The legate made a lengthy stay at the university town of Erfurt, and
the commissioners he left behind spent seven weeks investigating, and
amending, the lives of the monks and friars and nuns of the town. At
Magdeburg, where there was a good archbishop, things were in better
order, but the provincial synod enacted very rigorous legislation to
correct the unreformed religious houses. At Hildesheim the legate
deposed the abbot for simony, and at Minden -- where he found the
diocese in a deplorable state -- another problem exercised him, the
growing tendency for the pious laity to trust in the mere externals of
religion for their salvation. The latest source of this danger was the
confraternity spirit, and the legate forbade the founding of any more
confraternities.
Undoubtedly this missionary year, where the missionary was a cardinal
and legate of the pope, brought about many changes for the better.
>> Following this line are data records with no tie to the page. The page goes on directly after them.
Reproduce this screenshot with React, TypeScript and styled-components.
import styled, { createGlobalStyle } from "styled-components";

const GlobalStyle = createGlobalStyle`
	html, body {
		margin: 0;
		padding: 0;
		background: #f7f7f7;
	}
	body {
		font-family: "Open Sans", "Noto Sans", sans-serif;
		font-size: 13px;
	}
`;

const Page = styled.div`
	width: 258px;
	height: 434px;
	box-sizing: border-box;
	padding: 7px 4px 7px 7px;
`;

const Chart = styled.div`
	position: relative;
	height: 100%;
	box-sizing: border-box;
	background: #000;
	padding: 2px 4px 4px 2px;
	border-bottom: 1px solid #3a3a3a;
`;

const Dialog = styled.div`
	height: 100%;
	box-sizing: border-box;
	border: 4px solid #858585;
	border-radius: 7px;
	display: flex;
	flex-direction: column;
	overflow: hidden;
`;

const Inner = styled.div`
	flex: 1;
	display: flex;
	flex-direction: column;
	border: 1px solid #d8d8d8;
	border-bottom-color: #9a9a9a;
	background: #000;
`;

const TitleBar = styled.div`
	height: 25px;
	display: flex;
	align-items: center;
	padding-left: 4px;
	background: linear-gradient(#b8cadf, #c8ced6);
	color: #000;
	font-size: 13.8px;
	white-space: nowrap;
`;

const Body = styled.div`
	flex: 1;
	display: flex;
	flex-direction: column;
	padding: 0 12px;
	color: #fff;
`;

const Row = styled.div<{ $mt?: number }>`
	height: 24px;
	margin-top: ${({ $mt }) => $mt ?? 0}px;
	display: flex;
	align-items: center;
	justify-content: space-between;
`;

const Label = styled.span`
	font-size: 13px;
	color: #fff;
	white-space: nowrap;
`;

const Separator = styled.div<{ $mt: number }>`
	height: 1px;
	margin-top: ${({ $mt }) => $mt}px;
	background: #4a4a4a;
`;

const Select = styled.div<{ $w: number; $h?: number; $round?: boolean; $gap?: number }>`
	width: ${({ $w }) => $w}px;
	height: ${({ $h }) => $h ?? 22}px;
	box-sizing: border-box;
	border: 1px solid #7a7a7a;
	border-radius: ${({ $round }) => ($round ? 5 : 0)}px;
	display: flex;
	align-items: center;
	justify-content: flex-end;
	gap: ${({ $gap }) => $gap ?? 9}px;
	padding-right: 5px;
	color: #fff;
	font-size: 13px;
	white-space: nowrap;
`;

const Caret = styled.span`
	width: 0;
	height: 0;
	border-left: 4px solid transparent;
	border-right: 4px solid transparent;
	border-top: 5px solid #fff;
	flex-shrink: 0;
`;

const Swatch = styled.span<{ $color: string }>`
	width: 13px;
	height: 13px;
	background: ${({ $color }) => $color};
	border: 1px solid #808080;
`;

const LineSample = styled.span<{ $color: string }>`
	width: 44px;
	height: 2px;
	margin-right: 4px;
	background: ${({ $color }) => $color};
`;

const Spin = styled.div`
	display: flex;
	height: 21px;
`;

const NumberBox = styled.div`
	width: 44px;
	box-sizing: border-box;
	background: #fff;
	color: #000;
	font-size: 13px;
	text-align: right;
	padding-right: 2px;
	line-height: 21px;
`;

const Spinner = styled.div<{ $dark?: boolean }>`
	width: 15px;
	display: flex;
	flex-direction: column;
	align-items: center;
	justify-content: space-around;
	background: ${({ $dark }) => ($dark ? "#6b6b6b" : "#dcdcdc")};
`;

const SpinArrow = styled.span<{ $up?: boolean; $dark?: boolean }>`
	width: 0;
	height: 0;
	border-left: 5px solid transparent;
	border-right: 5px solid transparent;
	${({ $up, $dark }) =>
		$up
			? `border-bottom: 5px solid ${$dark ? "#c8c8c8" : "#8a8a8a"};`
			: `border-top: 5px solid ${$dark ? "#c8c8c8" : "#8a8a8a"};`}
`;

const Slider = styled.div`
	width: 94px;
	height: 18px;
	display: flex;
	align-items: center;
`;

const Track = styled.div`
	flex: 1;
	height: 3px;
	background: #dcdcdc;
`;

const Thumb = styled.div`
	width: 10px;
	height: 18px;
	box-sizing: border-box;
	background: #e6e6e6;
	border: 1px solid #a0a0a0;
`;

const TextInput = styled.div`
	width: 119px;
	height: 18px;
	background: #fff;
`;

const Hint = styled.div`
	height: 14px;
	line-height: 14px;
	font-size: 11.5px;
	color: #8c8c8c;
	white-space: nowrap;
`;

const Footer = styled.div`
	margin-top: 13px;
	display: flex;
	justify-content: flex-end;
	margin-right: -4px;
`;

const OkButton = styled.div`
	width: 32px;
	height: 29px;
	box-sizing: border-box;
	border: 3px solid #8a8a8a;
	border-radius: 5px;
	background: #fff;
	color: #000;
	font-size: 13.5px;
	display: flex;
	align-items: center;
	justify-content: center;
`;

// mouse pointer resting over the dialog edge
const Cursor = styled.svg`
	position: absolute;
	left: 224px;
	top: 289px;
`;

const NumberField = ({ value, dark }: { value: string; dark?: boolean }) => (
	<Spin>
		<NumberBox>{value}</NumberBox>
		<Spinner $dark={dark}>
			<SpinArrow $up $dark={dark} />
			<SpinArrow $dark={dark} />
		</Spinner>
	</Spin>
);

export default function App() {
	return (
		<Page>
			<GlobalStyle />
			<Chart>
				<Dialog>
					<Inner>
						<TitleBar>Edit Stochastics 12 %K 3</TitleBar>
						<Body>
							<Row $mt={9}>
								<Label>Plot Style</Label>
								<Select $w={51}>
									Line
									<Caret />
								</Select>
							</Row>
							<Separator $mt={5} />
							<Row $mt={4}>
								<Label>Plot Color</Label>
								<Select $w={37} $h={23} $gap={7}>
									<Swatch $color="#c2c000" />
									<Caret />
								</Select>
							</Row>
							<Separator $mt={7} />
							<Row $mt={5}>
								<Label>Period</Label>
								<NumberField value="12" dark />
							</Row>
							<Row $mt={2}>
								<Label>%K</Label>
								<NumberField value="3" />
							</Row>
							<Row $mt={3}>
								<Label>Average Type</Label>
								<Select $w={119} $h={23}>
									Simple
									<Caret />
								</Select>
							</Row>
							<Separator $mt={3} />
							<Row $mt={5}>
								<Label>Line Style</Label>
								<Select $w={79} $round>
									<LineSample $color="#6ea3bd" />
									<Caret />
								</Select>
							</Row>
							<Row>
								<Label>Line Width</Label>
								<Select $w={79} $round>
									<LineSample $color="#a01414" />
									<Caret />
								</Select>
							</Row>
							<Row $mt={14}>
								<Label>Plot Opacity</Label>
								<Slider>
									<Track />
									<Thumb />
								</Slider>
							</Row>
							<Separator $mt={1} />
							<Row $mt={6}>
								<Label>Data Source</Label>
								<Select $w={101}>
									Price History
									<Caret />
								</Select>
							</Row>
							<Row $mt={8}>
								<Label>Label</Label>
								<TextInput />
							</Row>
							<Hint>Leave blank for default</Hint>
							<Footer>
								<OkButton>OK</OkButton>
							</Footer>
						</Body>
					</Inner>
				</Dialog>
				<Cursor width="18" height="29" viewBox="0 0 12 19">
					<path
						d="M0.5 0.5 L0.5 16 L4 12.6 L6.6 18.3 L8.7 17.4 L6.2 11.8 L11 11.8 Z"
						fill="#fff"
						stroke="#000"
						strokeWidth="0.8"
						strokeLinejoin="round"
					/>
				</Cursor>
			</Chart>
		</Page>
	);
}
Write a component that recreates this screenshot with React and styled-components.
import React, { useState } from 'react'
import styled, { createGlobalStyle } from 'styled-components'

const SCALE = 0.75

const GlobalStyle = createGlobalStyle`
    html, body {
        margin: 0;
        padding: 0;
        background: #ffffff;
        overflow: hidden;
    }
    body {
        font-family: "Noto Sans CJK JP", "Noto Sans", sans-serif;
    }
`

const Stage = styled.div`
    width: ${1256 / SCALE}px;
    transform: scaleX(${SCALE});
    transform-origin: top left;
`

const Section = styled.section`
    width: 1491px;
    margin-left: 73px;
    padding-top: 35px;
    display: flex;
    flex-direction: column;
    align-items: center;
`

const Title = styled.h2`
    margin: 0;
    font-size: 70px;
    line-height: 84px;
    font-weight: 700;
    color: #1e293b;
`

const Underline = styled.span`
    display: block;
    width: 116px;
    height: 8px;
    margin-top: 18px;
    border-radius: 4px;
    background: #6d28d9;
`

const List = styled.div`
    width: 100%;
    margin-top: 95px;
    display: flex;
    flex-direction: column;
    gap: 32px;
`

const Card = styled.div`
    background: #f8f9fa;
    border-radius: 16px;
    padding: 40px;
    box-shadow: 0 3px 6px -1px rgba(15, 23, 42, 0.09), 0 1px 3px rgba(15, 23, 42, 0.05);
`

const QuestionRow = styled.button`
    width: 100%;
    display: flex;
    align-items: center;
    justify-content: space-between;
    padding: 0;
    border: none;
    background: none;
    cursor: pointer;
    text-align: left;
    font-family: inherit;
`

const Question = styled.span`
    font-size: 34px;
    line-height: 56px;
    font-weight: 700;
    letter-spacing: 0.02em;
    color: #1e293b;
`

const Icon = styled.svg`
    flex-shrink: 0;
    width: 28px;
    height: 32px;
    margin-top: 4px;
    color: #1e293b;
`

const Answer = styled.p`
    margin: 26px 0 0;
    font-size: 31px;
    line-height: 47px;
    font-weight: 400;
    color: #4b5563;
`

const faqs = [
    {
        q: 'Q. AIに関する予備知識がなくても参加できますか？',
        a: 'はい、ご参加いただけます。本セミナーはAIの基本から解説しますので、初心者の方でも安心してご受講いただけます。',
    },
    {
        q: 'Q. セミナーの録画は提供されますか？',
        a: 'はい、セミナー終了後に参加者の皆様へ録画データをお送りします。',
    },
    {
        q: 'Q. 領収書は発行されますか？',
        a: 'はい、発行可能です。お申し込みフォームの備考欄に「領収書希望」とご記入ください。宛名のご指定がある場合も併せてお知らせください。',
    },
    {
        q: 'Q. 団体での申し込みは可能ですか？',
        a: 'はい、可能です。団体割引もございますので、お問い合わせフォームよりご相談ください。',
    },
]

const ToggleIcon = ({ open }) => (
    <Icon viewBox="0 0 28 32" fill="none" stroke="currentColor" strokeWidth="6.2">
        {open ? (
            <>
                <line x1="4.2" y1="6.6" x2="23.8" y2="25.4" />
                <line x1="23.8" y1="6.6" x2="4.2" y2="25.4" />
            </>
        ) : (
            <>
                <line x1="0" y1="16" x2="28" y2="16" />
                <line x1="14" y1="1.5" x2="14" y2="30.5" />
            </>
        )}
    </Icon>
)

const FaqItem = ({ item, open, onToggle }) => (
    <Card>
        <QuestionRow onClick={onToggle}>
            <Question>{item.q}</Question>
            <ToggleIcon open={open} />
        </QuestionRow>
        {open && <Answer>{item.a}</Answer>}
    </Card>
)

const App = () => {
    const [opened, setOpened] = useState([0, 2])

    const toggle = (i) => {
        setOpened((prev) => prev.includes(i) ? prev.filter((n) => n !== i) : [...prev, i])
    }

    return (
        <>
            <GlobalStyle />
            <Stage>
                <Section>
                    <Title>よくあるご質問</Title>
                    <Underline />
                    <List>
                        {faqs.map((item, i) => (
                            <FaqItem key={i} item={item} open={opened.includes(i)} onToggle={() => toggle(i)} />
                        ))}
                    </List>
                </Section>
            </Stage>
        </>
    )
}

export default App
But
if the changes were to be permanent, return visits, and by legates of
the same character as Nicholas, were called for; by legates, also, who
were themselves natives of these countries. This great expedition
stands out however, as a thing unique in the history of these last two
hundred years before the Reformation -- as Nicholas himself is almost
the unique German of these centuries to be given the prestige and the
power for good that goes with the coveted honour of the cardinal’s hat.
[ ]
Another cardinal, Giulio Cesarini, legate in Germany twenty years
before this, had written to Eugene IV that unless the German clergy
amended the* ways of life their people would massacre them, as the
Hussites were massacring the clergy in Bohemia. a The laity were,
however, not so interested in the matter as the Italian cardinal seemed
to think. Except for sporadic raids -- of which Nicholas of Cusa's
expedition is the best example -- the clergy and churches of Germany
remained untroubled in their chronic state of disorder, under their
impregnable prince prelates, awaiting the ultimate inevitable day of
doom, and the saving grace of the Jesuits and St. Peter Canisius.